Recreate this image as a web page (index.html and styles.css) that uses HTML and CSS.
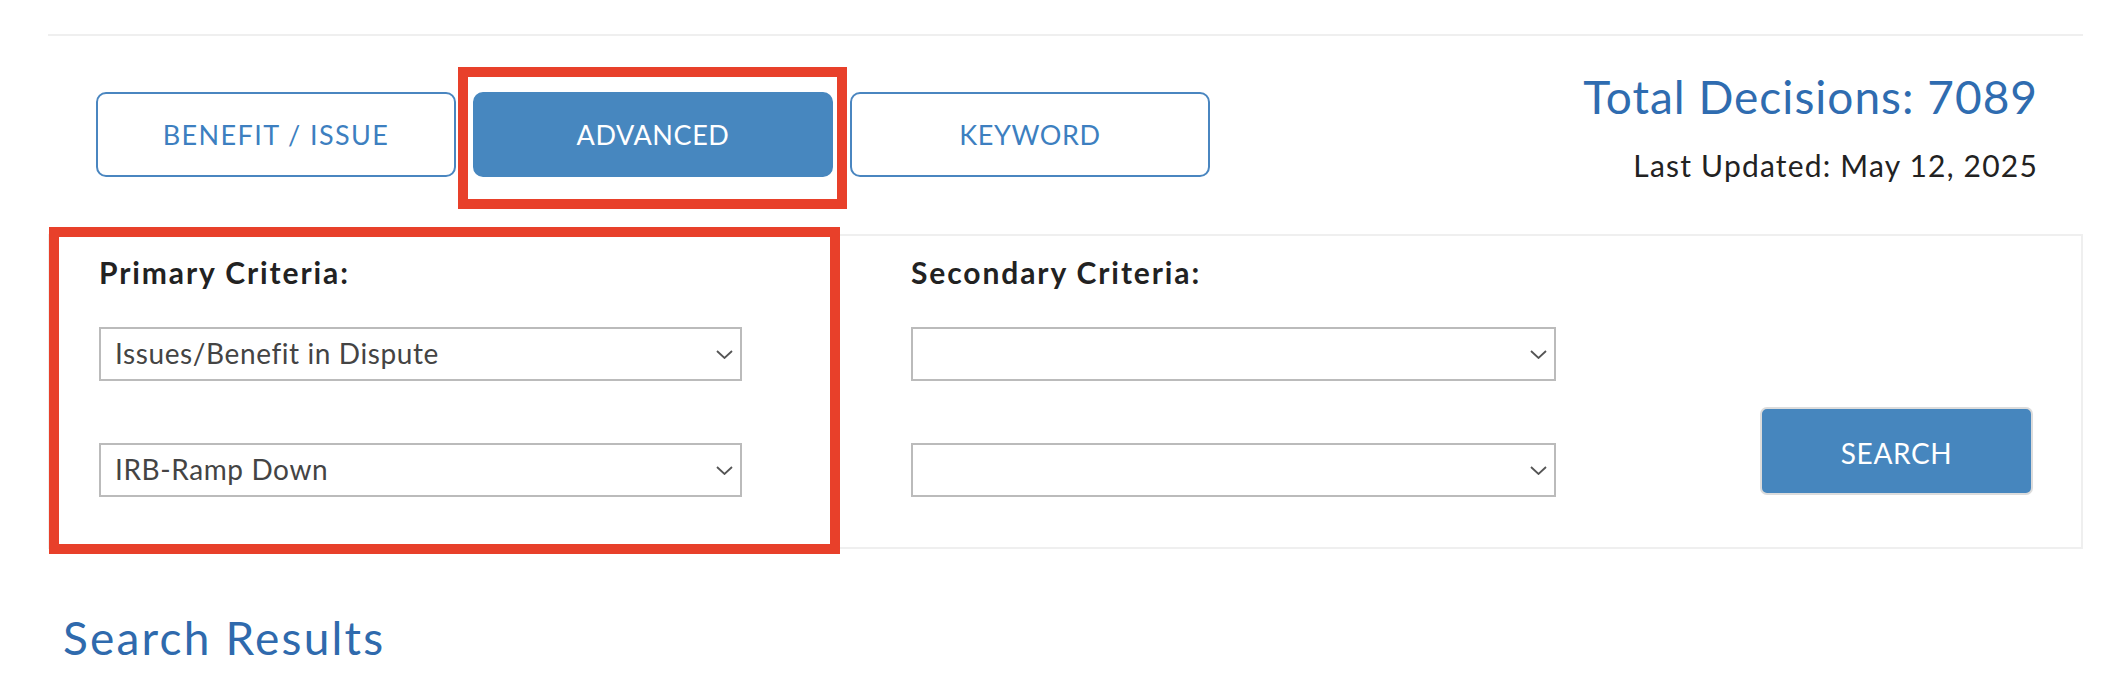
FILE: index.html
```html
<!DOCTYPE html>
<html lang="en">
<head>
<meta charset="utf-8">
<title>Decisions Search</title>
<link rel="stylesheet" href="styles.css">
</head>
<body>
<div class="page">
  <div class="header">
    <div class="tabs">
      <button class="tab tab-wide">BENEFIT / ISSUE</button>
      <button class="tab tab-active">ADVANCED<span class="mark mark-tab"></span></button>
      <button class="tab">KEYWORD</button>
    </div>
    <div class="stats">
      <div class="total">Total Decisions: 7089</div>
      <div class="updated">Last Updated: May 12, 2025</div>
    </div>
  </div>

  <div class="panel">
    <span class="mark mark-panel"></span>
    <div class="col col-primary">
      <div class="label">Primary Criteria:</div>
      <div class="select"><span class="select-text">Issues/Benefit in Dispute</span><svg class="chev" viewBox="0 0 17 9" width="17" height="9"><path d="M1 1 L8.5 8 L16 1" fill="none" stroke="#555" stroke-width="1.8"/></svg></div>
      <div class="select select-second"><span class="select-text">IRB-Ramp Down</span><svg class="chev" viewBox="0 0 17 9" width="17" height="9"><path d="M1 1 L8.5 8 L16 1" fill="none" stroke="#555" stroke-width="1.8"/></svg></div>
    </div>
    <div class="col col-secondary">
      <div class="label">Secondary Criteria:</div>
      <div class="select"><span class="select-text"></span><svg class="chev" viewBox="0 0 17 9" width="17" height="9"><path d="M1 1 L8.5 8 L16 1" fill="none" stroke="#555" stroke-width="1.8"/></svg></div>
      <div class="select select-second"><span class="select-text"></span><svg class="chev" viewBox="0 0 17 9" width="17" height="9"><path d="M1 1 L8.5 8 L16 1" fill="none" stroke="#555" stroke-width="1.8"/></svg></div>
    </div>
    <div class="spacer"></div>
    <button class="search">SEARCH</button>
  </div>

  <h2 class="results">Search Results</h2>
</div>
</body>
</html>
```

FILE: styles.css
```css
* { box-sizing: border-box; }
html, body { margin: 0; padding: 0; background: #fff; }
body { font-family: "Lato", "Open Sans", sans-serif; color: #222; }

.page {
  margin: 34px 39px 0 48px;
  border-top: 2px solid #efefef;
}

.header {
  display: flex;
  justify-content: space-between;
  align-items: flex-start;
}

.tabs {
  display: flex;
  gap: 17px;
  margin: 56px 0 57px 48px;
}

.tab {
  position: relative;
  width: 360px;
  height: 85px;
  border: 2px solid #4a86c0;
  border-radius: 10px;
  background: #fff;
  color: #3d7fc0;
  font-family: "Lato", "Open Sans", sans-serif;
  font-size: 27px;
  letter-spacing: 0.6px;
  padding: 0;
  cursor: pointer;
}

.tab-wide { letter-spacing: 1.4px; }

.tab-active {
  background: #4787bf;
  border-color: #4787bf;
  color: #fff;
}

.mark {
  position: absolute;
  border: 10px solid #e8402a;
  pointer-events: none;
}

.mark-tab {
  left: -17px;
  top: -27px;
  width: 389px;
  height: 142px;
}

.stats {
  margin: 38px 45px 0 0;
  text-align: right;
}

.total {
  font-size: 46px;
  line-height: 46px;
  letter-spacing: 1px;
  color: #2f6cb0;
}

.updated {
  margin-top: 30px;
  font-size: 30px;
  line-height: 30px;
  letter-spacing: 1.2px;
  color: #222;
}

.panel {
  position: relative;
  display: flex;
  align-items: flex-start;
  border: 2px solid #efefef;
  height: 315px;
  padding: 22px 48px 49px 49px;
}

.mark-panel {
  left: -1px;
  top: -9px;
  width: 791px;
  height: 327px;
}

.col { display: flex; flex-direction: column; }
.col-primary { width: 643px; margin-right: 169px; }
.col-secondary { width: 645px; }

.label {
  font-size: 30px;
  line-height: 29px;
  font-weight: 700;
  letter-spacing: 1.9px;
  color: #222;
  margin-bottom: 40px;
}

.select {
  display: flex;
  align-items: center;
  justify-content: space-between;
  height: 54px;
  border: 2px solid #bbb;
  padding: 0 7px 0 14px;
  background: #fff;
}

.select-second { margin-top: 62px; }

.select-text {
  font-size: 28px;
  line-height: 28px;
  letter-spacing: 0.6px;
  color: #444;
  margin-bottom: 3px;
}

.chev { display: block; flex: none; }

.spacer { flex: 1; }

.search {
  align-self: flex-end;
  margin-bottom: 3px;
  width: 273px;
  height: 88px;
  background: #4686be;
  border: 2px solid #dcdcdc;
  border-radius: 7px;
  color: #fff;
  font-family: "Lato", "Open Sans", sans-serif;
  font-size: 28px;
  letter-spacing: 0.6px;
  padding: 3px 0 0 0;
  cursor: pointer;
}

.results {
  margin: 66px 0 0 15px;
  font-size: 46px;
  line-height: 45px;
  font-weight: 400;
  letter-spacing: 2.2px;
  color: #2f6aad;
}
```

YOUR GOAL ▸
Exclude the images, then output the data above word for word.

WRITTEN RESPONSE ▸
Recreate this image as a web page (index.html and styles.css) that uses HTML and CSS.
FILE: index.html
```html
<!DOCTYPE html>
<html lang="en">
<head>
<meta charset="utf-8">
<title>Decisions Search</title>
<link rel="stylesheet" href="styles.css">
</head>
<body>
<div class="page">
  <div class="header">
    <div class="tabs">
      <button class="tab tab-wide">BENEFIT / ISSUE</button>
      <button class="tab tab-active">ADVANCED<span class="mark mark-tab"></span></button>
      <button class="tab">KEYWORD</button>
    </div>
    <div class="stats">
      <div class="total">Total Decisions: 7089</div>
      <div class="updated">Last Updated: May 12, 2025</div>
    </div>
  </div>

  <div class="panel">
    <span class="mark mark-panel"></span>
    <div class="col col-primary">
      <div class="label">Primary Criteria:</div>
      <div class="select"><span class="select-text">Issues/Benefit in Dispute</span><svg class="chev" viewBox="0 0 17 9" width="17" height="9"><path d="M1 1 L8.5 8 L16 1" fill="none" stroke="#555" stroke-width="1.8"/></svg></div>
      <div class="select select-second"><span class="select-text">IRB-Ramp Down</span><svg class="chev" viewBox="0 0 17 9" width="17" height="9"><path d="M1 1 L8.5 8 L16 1" fill="none" stroke="#555" stroke-width="1.8"/></svg></div>
    </div>
    <div class="col col-secondary">
      <div class="label">Secondary Criteria:</div>
      <div class="select"><span class="select-text"></span><svg class="chev" viewBox="0 0 17 9" width="17" height="9"><path d="M1 1 L8.5 8 L16 1" fill="none" stroke="#555" stroke-width="1.8"/></svg></div>
      <div class="select select-second"><span class="select-text"></span><svg class="chev" viewBox="0 0 17 9" width="17" height="9"><path d="M1 1 L8.5 8 L16 1" fill="none" stroke="#555" stroke-width="1.8"/></svg></div>
    </div>
    <div class="spacer"></div>
    <button class="search">SEARCH</button>
  </div>

  <h2 class="results">Search Results</h2>
</div>
</body>
</html>
```

FILE: styles.css
```css
* { box-sizing: border-box; }
html, body { margin: 0; padding: 0; background: #fff; }
body { font-family: "Lato", "Open Sans", sans-serif; color: #222; }

.page {
  margin: 34px 39px 0 48px;
  border-top: 2px solid #efefef;
}

.header {
  display: flex;
  justify-content: space-between;
  align-items: flex-start;
}

.tabs {
  display: flex;
  gap: 17px;
  margin: 56px 0 57px 48px;
}

.tab {
  position: relative;
  width: 360px;
  height: 85px;
  border: 2px solid #4a86c0;
  border-radius: 10px;
  background: #fff;
  color: #3d7fc0;
  font-family: "Lato", "Open Sans", sans-serif;
  font-size: 27px;
  letter-spacing: 0.6px;
  padding: 0;
  cursor: pointer;
}

.tab-wide { letter-spacing: 1.4px; }

.tab-active {
  background: #4787bf;
  border-color: #4787bf;
  color: #fff;
}

.mark {
  position: absolute;
  border: 10px solid #e8402a;
  pointer-events: none;
}

.mark-tab {
  left: -17px;
  top: -27px;
  width: 389px;
  height: 142px;
}

.stats {
  margin: 38px 45px 0 0;
  text-align: right;
}

.total {
  font-size: 46px;
  line-height: 46px;
  letter-spacing: 1px;
  color: #2f6cb0;
}

.updated {
  margin-top: 30px;
  font-size: 30px;
  line-height: 30px;
  letter-spacing: 1.2px;
  color: #222;
}

.panel {
  position: relative;
  display: flex;
  align-items: flex-start;
  border: 2px solid #efefef;
  height: 315px;
  padding: 22px 48px 49px 49px;
}

.mark-panel {
  left: -1px;
  top: -9px;
  width: 791px;
  height: 327px;
}

.col { display: flex; flex-direction: column; }
.col-primary { width: 643px; margin-right: 169px; }
.col-secondary { width: 645px; }

.label {
  font-size: 30px;
  line-height: 29px;
  font-weight: 700;
  letter-spacing: 1.9px;
  color: #222;
  margin-bottom: 40px;
}

.select {
  display: flex;
  align-items: center;
  justify-content: space-between;
  height: 54px;
  border: 2px solid #bbb;
  padding: 0 7px 0 14px;
  background: #fff;
}

.select-second { margin-top: 62px; }

.select-text {
  font-size: 28px;
  line-height: 28px;
  letter-spacing: 0.6px;
  color: #444;
  margin-bottom: 3px;
}

.chev { display: block; flex: none; }

.spacer { flex: 1; }

.search {
  align-self: flex-end;
  margin-bottom: 3px;
  width: 273px;
  height: 88px;
  background: #4686be;
  border: 2px solid #dcdcdc;
  border-radius: 7px;
  color: #fff;
  font-family: "Lato", "Open Sans", sans-serif;
  font-size: 28px;
  letter-spacing: 0.6px;
  padding: 3px 0 0 0;
  cursor: pointer;
}

.results {
  margin: 66px 0 0 15px;
  font-size: 46px;
  line-height: 45px;
  font-weight: 400;
  letter-spacing: 2.2px;
  color: #2f6aad;
}
```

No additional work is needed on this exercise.